= Sammy Masters =

American singer (1930–2013)

Samuel T. Lawmaster (July 18, 1930 – March 8, 2013), known by his stage name Sammy Masters, was an American rockabilly musician. He is perhaps best known for his 1960 hit, "Rockin' Red Wing".

Masters showed skill in music from an early age, debuting at 12 on the radio with Bob Wills. He recorded his first solo single in 1950 before serving in the Korean War, where he often performed for fellow soldiers. He worked at 4-Star Publishing as a songwriter and demo tape recorder from 1954-1957, where Patsy Cline recorded his "Turn the Cards Slowly" for a minor hit. Masters wrote for American Music in the intervening years before signing with Lode Records in 1960. His song "Rockin' Red Wing" first became a regional hit in California, eventually reached No. 64 on the Billboard Hot 100. It gave Masters his only appearance in the UK Singles Chart when it peaked at No. 36 in June 1960. His song "Who Can I Count On?" became the B-side to Willie Nelson's "Crazy". In the wake of Patsy Cline's success with the song, singers such as Bobby Darin and Wayne Newton covered "Who Can I Count On?". That same year Masters founded his own label, Galahad Records. He co-hosted a television program on KCOP in the 1960s and 1970s, and increasingly found work in TV production in the following decades. In 1997, he released Everybody Digs Sammy Masters, with Deke Dickerson and Ray Campi and toured the rockabilly revival scene in Europe and Japan.

==Early life and military career==
Born Samuel T. Lawmaster in Sasakwa, Oklahoma, United States, Masters showed skill in music from an early age. At age 12, he debuted on the radio station KTUL in Tulsa with Bob Wills. When he was 16, his family moved to California, and Masters began playing in country groups in the Los Angeles area alongside Spade Cooley and Ole Rasmussen.
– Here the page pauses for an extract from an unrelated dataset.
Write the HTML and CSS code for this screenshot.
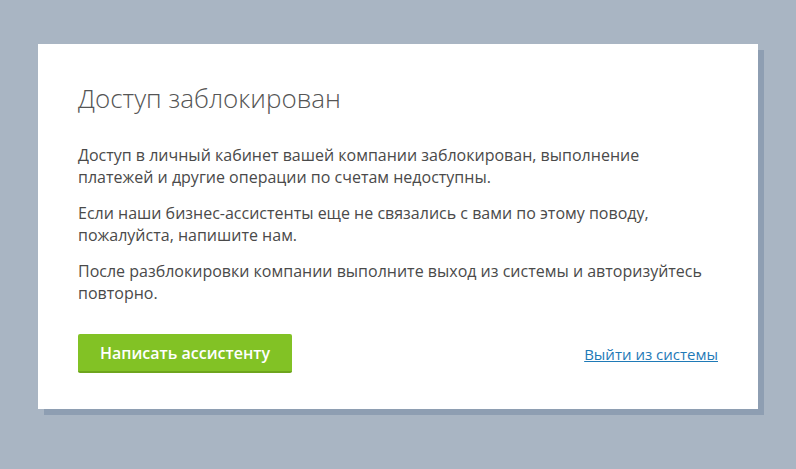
FILE: index.html
```html
<!DOCTYPE html>
<html lang="ru">
<head>
<meta charset="utf-8">
<link rel="stylesheet" href="styles.css">
</head>
<body>
<div class="page">
  <div class="card">
    <h1 class="title">Доступ заблокирован</h1>
    <p class="text">Доступ в личный кабинет вашей компании заблокирован, выполнение платежей и другие операции по счетам недоступны.</p>
    <p class="text">Если наши бизнес-ассистенты еще не связались с вами по этому поводу, пожалуйста, напишите нам.</p>
    <p class="text">После разблокировки компании выполните выход из системы и авторизуйтесь повторно.</p>
    <div class="actions">
      <button class="btn" type="button">Написать ассистенту</button>
      <a class="link" href="#">Выйти из системы</a>
    </div>
  </div>
</div>
</body>
</html>
```
FILE: styles.css
```css
html, body {
  margin: 0;
  padding: 0;
  background: #a9b5c3;
  height: 100%;
}
body {
  font-family: "Open Sans", "Noto Sans", sans-serif;
  color: #4a4a4a;
}
.page {
  padding: 44px 0 0 38px;
}
.card {
  width: 720px;
  height: 365px;
  box-sizing: border-box;
  background: #fff;
  box-shadow: 6px 6px 0 #8e9eb2;
  padding: 36px 40px 0 40px;
}
.title {
  margin: 0 0 28px;
  font-size: 26px;
  font-weight: 300;
  line-height: 36px;
  color: #555;
}
.text {
  max-width: 630px;
  margin: 0 0 14px;
  font-size: 16px;
  line-height: 22px;
  color: #4a4a4a;
}
.actions {
  display: flex;
  align-items: center;
  justify-content: space-between;
  margin-top: 30px;
}
.btn {
  width: 214px;
  height: 39px;
  border: 0;
  border-bottom: 2px solid #6ea51d;
  border-radius: 2px;
  background: #82c225;
  color: #fff;
  font-family: inherit;
  font-size: 16px;
  font-weight: 600;
  padding: 0;
}
.link {
  color: #1f7ab7;
  font-size: 15px;
  text-decoration: underline;
}
```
Lawmaster recorded his first solo single, "Lost Little Nickel in the Big Juke Box" on Cormac Records in 1950, and followed it with "Crazy River". After these were released Masters served in the Korean War in the Army, where he often performed for fellow soldiers.

== Career ==
In 1954, he returned to California and signed with 4-Star Publishing as a songwriter and demo tape recorder. Patsy Cline recorded his "Turn the Cards Slowly" for a minor hit. Interested in furthering his chances at a successful career in rockabilly, Masters recorded "Pink Cadillac" and "Whop-T-Bop" with guitarist Jimmy Bryant and released them on 4-Star in 1956, but neither sold well. Follow-ups "Angel" and "Jodie" were no more successful, even after Masters's touring schedule and television appearances on The Jack Benny Show and Town Hall Party. His contract with 4-Star ended in 1957, and he wrote for American Music for a few years. "Rockin' Red Wing" was issued on Warner Bros. Records in September 1959 before signing with Lode Records in 1960. Lode re-issued "Rockin' Red Wing" in January that year, which became a regional hit in Los Angeles and eventually reached No. 64 on the Billboard Hot 100. It gave Masters his only appearance in the UK Singles Chart when it peaked at No. 36 in June 1960. His next single, "Golden Slippers", was released nationally by Dot Records, but it was not a success, and neither was "Pierre the Poodle", his last release before losing his recording contract.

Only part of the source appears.